Pensaci: noi tutti facciamo domande e cerchiamo di aiutare con le parole i nostri cari, ma questo è ben diverso dal farlo con i nostri pazienti. In quest’ultimo caso abbiamo studiato per aiutare con le parole chi viene a chiedere aiuto a noi. Allo stesso modo noi tutti parliamo di noi stessi, ci apriamo, raccontiamo, ci disveliamo con gli altri, ma questo è ben diverso dal farlo invece con intenzione terapeutica. Precisato questo, a che serve farlo?
Ad un sacco di roba, e, peraltro, diversi orientamenti terapeutici sottolineeranno diverse motivazioni. Quindi, senza pretesa di esaustività, ve ne dico alcuni: innanzitutto è utile per la relazione terapeutica. Ad esempio riduce la distanza con la persona, perché parlare di noi aumenta la familiarità, e con alcuni clienti aiuta a diminuire la distanza e a sentirti più vicino; oppure facilita l’empatia, sia quella cognitiva che quella emotiva, poiché puoi raccontare di te alla persona per mostrare che capisci cosa sente, cosa intende.
Inoltre autosvelarsi è utile come intervento indiretto: puoi raccontare di te per facilitare un processo di elaborazione attraverso una storia. Questo, se ci pensi, lo puoi fare benissimo senza parlare di te però ci sono delle ragioni per le quali farlo attraverso una storia personale può rivelarsi più adeguato.
Oppure puoi raccontare di te per trasmette determinati significati che, se li raccontassi in modo diretto, non avrebbero lo stesso effetto oppure potrebbero addirittura essere negativi.
In tal senso l’autosvelamento può essere molto utile per aggirare la resistenza, se vogliamo usare questo costrutto psicologico: ricorda che, spesso, la resistenza siamo proprio noi terapeuti a crearla con le nostre comunicazioni; va da sé, allora, che certi contenuti potrebbero essere più facilmente accettati se messi sotto forma di storia indiretta, personale, anziché come un suggerimento diretto e personale.
Stando poi su dei suoi effetti più diretti, l’autosvelamento può essere, laddove appropriato, un modo per porci come modelli. Ovviamente non stiamo mirando a far vedere come si fanno le cose o dire, appunto, che noi siamo nel giusto, però in alcuni modi di intervento pensare al mentoring può essere molto utile. Ma più in generale può essere molto d’aiuto a trasmettere modalità interazionali che possono essere di aiuto, appunto, per la persona, oppure anche a normalizzare certi suoi vissuti e comportamenti.
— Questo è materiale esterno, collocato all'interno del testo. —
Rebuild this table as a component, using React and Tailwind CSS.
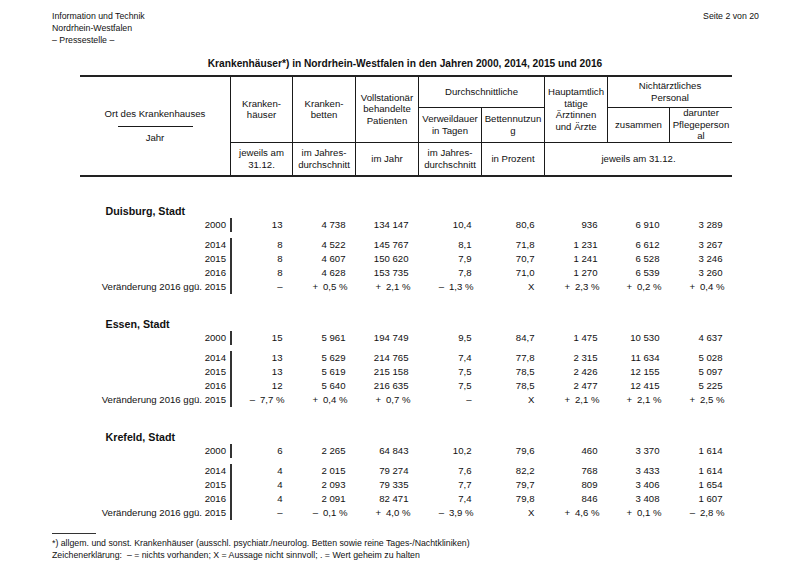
import React from "react";

const sections = [
  {
    name: "Duisburg, Stadt",
    rows: [
      ["2000", "13", "4 738", "134 147", "10,4", "80,6", "936", "6 910", "3 289"],
      ["2014", "8", "4 522", "145 767", "8,1", "71,8", "1 231", "6 612", "3 267"],
      ["2015", "8", "4 607", "150 620", "7,9", "70,7", "1 241", "6 528", "3 246"],
      ["2016", "8", "4 628", "153 735", "7,8", "71,0", "1 270", "6 539", "3 260"],
      ["Veränderung 2016 ggü. 2015", "–", "+\u20020,5 %", "+\u20022,1 %", "–\u20021,3 %", "X", "+\u20022,3 %", "+\u20020,2 %", "+\u20020,4 %"],
    ],
  },
  {
    name: "Essen, Stadt",
    rows: [
      ["2000", "15", "5 961", "194 749", "9,5", "84,7", "1 475", "10 530", "4 637"],
      ["2014", "13", "5 629", "214 765", "7,4", "77,8", "2 315", "11 634", "5 028"],
      ["2015", "13", "5 619", "215 158", "7,5", "78,5", "2 426", "12 155", "5 097"],
      ["2016", "12", "5 640", "216 635", "7,5", "78,5", "2 477", "12 415", "5 225"],
      ["Veränderung 2016 ggü. 2015", "–\u20027,7 %", "+\u20020,4 %", "+\u20020,7 %", "–", "X", "+\u20022,1 %", "+\u20022,1 %", "+\u20022,5 %"],
    ],
  },
  {
    name: "Krefeld, Stadt",
    rows: [
      ["2000", "6", "2 265", "64 843", "10,2", "79,6", "460", "3 370", "1 614"],
      ["2014", "4", "2 015", "79 274", "7,6", "82,2", "768", "3 433", "1 614"],
      ["2015", "4", "2 093", "79 335", "7,7", "79,7", "809", "3 406", "1 654"],
      ["2016", "4", "2 091", "82 471", "7,4", "79,8", "846", "3 408", "1 607"],
      ["Veränderung 2016 ggü. 2015", "–", "–\u20020,1 %", "+\u20024,0 %", "–\u20023,9 %", "X", "+\u20024,6 %", "+\u20020,1 %", "–\u20022,8 %"],
    ],
  },
];

const cols = "grid grid-cols-[150px_62px_63px_63px_63px_63px_63px_62px_63px]";
const cell = "flex flex-col items-center justify-center text-center border-[#1a1a1a]";

const DataRow = ({ row, first }) => (
  <div className={cols + (first ? " pb-[6px]" : "")}>
    <div className="text-right pr-[4px] leading-[14px]">{row[0]}</div>
    {row.slice(1).map((v, i) => (
      <div
        key={i}
        className={
          "text-right leading-[14px] whitespace-pre " +
          (v.includes("%") ? "pr-[7.5px]" : "pr-[9.5px]") +
          (i === 0 ? " border-l-2 border-[#333]" : "")
        }
      >
        {v}
      </div>
    ))}
  </div>
);

const App = () => {
  return (
    <div className="w-[810px] h-[572px] bg-white text-[#111] font-['Liberation_Sans',Arial,sans-serif] overflow-hidden">
      <div className="flex justify-between pl-[52px] pr-[51px] pt-[10px] text-[8.75px] leading-[12px]">
        <div>
          <div>Information und Technik</div>
          <div>Nordrhein-Westfalen</div>
          <div>– Pressestelle –</div>
        </div>
        <div>Seite 2 von 20</div>
      </div>

      <div className="mt-[10.5px] text-center font-bold text-[10.2px] leading-[14px]">
        Krankenhäuser*) in Nordrhein-Westfalen in den Jahren 2000, 2014, 2015 und 2016
      </div>

      {/* Tabellenkopf */}
      <div className={cols + " ml-[80px] w-[652px] mt-[4px] grid-rows-[31px_34px_33px] border-t-2 border-b-2 border-[#222] text-[9.6px] leading-[11.5px]"}>
        <div className={cell + " row-span-3 col-start-1 row-start-1"}>
          <div className="leading-[12px]">Ort des Krankenhauses</div>
          <div className="w-[75px] h-px bg-[#1a1a1a] mt-[6px]"></div>
          <div className="leading-[12px] mt-[5px]">Jahr</div>
        </div>
        <div className={cell + " row-span-2 col-start-2 row-start-1 border-l"}>Kranken-<br />häuser</div>
        <div className={cell + " row-span-2 col-start-3 row-start-1 border-l"}>Kranken-<br />betten</div>
        <div className={cell + " row-span-2 col-start-4 row-start-1 border-l"}>Vollstationär<br />behandelte<br />Patienten</div>
        <div className={cell + " col-span-2 col-start-5 row-start-1 border-l border-b"}>Durchschnittliche</div>
        <div className={cell + " row-span-2 col-start-7 row-start-1 border-l"}>Hauptamtlich<br />tätige<br />Ärztinnen<br />und Ärzte</div>
        <div className={cell + " col-span-2 col-start-8 row-start-1 border-l border-b"}>Nichtärztliches<br />Personal</div>

        <div className={cell + " col-start-5 row-start-2 border-l"}>Verweildauer<br />in Tagen</div>
        <div className={cell + " col-start-6 row-start-2 border-l"}>Bettennutzun<br />g</div>
        <div className={cell + " col-start-8 row-start-2 border-l"}>zusammen</div>
        <div className={cell + " col-start-9 row-start-2 border-l"}>darunter<br />Pflegeperson<br />al</div>

        <div className={cell + " col-start-2 row-start-3 border-l border-t"}>jeweils am<br />31.12.</div>
        <div className={cell + " col-start-3 row-start-3 border-l border-t"}>im Jahres-<br />durchschnitt</div>
        <div className={cell + " col-start-4 row-start-3 border-l border-t"}>im Jahr</div>
        <div className={cell + " col-start-5 row-start-3 border-l border-t"}>im Jahres-<br />durchschnitt</div>
        <div className={cell + " col-start-6 row-start-3 border-l border-t"}>in Prozent</div>
        <div className={cell + " col-span-3 col-start-7 row-start-3 border-l border-t"}>jeweils am 31.12.</div>
      </div>

      {/* Daten */}
      <div className="ml-[80px] w-[652px] mt-[28.5px] text-[9.6px] flex flex-col gap-[24px]">
        {sections.map((s) => (
          <div key={s.name}>
            <div className="pl-[25.5px] font-bold text-[10.7px] leading-[13px]">{s.name}</div>
            {s.rows.map((r, i) => (
              <DataRow key={r[0]} row={r} first={i === 0} />
            ))}
          </div>
        ))}
      </div>

      <div className="ml-[52px] mt-[12.5px] w-[44px] h-px bg-[#333]"></div>
      <div className="ml-[52px] mt-[3px] text-[8.75px] leading-[12px]">
        <div>*) allgem. und sonst. Krankenhäuser (ausschl. psychiatr./neurolog. Betten sowie reine Tages-/Nachtkliniken)</div>
        <div className="whitespace-pre">Zeichenerklärung:  – = nichts vorhanden; X = Aussage nicht sinnvoll; . = Wert geheim zu halten</div>
      </div>
    </div>
  );
};

export default App;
In tal senso, punto caro per chi adotta una prospettiva cognitivista, l’autosvelamento può essere utile per favorire il processo di metacognizione: sentire la storia di qualcuno ci permette di riflettere sulla nostra storia, sui nostri significati, sul nostro modo di percepire, reagire, e interagire con gli altri.
Olé, carrellata di possibilità che, da un lato, va sicuramente riascoltata, data la mole di informazioni date, da un altro lato va sicuramente approfondita, data la sinteticità con cui l’ho dovuto affrontare, e dall’altro lato ancora ancora va sicuramente ampliata ad altri possibili usi dell’autosvelamento.